- _AIM OF THE TASK_
Transcribe every line exactly. Leave the pictures behind.

- _AVAILABLE DATA_
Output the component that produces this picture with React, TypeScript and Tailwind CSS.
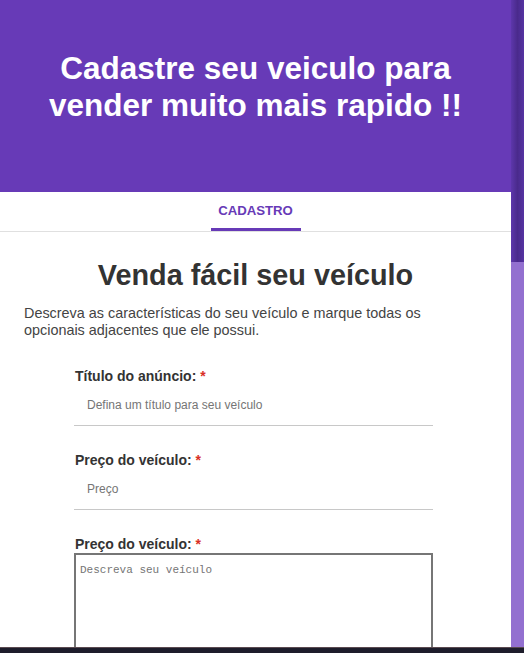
import React from "react";

const sans = "font-['Liberation_Sans',Arial,sans-serif]";

function Field({ label, placeholder }: { label: string; placeholder: string }) {
  return (
    <div className="flex flex-col">
      <label className="pl-px text-[14px] leading-[16px] font-bold text-[#333]">
        {label} <span className="text-[#d93025]">*</span>
      </label>
      <input
        type="text"
        placeholder={placeholder}
        className="h-[42px] w-full border-b border-[#c8c8c8] bg-transparent pl-[13px] text-[12px] text-[#333] outline-none placeholder:text-[#757575]"
      />
    </div>
  );
}

export default function App() {
  return (
    <div className={`flex h-[653px] w-full flex-col overflow-hidden bg-white ${sans}`}>
      <div className="flex min-h-0 flex-1">
        <main className="min-w-0 flex-1 overflow-hidden bg-white">
          {/* Banner */}
          <header className="h-[192px] bg-[#673ab7] pt-[50px]">
            <h1 className="text-center text-[31.5px] leading-[37px] font-bold text-white">
              Cadastre seu veiculo para
              <br />
              vender muito mais rapido !!
            </h1>
          </header>

          {/* Tabs */}
          <nav className="flex h-[40px] justify-center border-b border-[#e0e0e0]">
            <button className="flex w-[90px] items-center justify-center border-b-[3px] border-[#673ab7] pt-[2px] text-[13.2px] font-bold text-[#673ab7]">
              CADASTRO
            </button>
          </nav>

          <section className="pt-[26px]">
            <h2 className="text-center text-[28.8px] leading-[34px] font-bold text-[#333]">
              Venda fácil seu veículo
            </h2>
            <p className="mt-[13px] pl-[24px] pr-[70px] text-[14.4px] leading-[16.5px] text-[#444]">
              Descreva as características do seu veículo e marque todas os opcionais adjacentes que ele
              possui.
            </p>

            <form className="ml-[74px] mt-[30px] flex w-[359px] flex-col gap-[26px]">
              <Field label="Título do anúncio:" placeholder="Defina um título para seu veículo" />
              <Field label="Preço do veículo:" placeholder="Preço" />
              <div className="flex flex-col">
                <label className="mb-px pl-px text-[14px] leading-[16px] font-bold text-[#333]">
                  Preço do veículo: <span className="text-[#d93025]">*</span>
                </label>
                <textarea
                  placeholder="Descreva seu veículo"
                  className="h-[130px] w-full resize-none border-2 border-[#767676] bg-white px-[4px] pt-[7px] font-['Liberation_Mono',monospace] text-[11px] text-[#333] outline-none placeholder:text-[#757575]"
                />
              </div>
            </form>
          </section>
        </main>

        {/* Scrollbar */}
        <div className="flex w-[13px] flex-col">
          <div className="h-[262px] bg-gradient-to-r from-[#5d37ab] via-[#4a2a8c] to-[#5533a2]" />
          <div className="flex-1 bg-[#9370d0]" />
        </div>
      </div>
      <div className="h-[6px] border-t border-[#5b4a50] bg-[#1e1d2b]" />
    </div>
  );
}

- _EXERCISE OUTPUT_
Output the component that produces this picture with React, TypeScript and Tailwind CSS.
import React from "react";

const sans = "font-['Liberation_Sans',Arial,sans-serif]";

function Field({ label, placeholder }: { label: string; placeholder: string }) {
  return (
    <div className="flex flex-col">
      <label className="pl-px text-[14px] leading-[16px] font-bold text-[#333]">
        {label} <span className="text-[#d93025]">*</span>
      </label>
      <input
        type="text"
        placeholder={placeholder}
        className="h-[42px] w-full border-b border-[#c8c8c8] bg-transparent pl-[13px] text-[12px] text-[#333] outline-none placeholder:text-[#757575]"
      />
    </div>
  );
}

export default function App() {
  return (
    <div className={`flex h-[653px] w-full flex-col overflow-hidden bg-white ${sans}`}>
      <div className="flex min-h-0 flex-1">
        <main className="min-w-0 flex-1 overflow-hidden bg-white">
          {/* Banner */}
          <header className="h-[192px] bg-[#673ab7] pt-[50px]">
            <h1 className="text-center text-[31.5px] leading-[37px] font-bold text-white">
              Cadastre seu veiculo para
              <br />
              vender muito mais rapido !!
            </h1>
          </header>

          {/* Tabs */}
          <nav className="flex h-[40px] justify-center border-b border-[#e0e0e0]">
            <button className="flex w-[90px] items-center justify-center border-b-[3px] border-[#673ab7] pt-[2px] text-[13.2px] font-bold text-[#673ab7]">
              CADASTRO
            </button>
          </nav>

          <section className="pt-[26px]">
            <h2 className="text-center text-[28.8px] leading-[34px] font-bold text-[#333]">
              Venda fácil seu veículo
            </h2>
            <p className="mt-[13px] pl-[24px] pr-[70px] text-[14.4px] leading-[16.5px] text-[#444]">
              Descreva as características do seu veículo e marque todas os opcionais adjacentes que ele
              possui.
            </p>

            <form className="ml-[74px] mt-[30px] flex w-[359px] flex-col gap-[26px]">
              <Field label="Título do anúncio:" placeholder="Defina um título para seu veículo" />
              <Field label="Preço do veículo:" placeholder="Preço" />
              <div className="flex flex-col">
                <label className="mb-px pl-px text-[14px] leading-[16px] font-bold text-[#333]">
                  Preço do veículo: <span className="text-[#d93025]">*</span>
                </label>
                <textarea
                  placeholder="Descreva seu veículo"
                  className="h-[130px] w-full resize-none border-2 border-[#767676] bg-white px-[4px] pt-[7px] font-['Liberation_Mono',monospace] text-[11px] text-[#333] outline-none placeholder:text-[#757575]"
                />
              </div>
            </form>
          </section>
        </main>

        {/* Scrollbar */}
        <div className="flex w-[13px] flex-col">
          <div className="h-[262px] bg-gradient-to-r from-[#5d37ab] via-[#4a2a8c] to-[#5533a2]" />
          <div className="flex-1 bg-[#9370d0]" />
        </div>
      </div>
      <div className="h-[6px] border-t border-[#5b4a50] bg-[#1e1d2b]" />
    </div>
  );
}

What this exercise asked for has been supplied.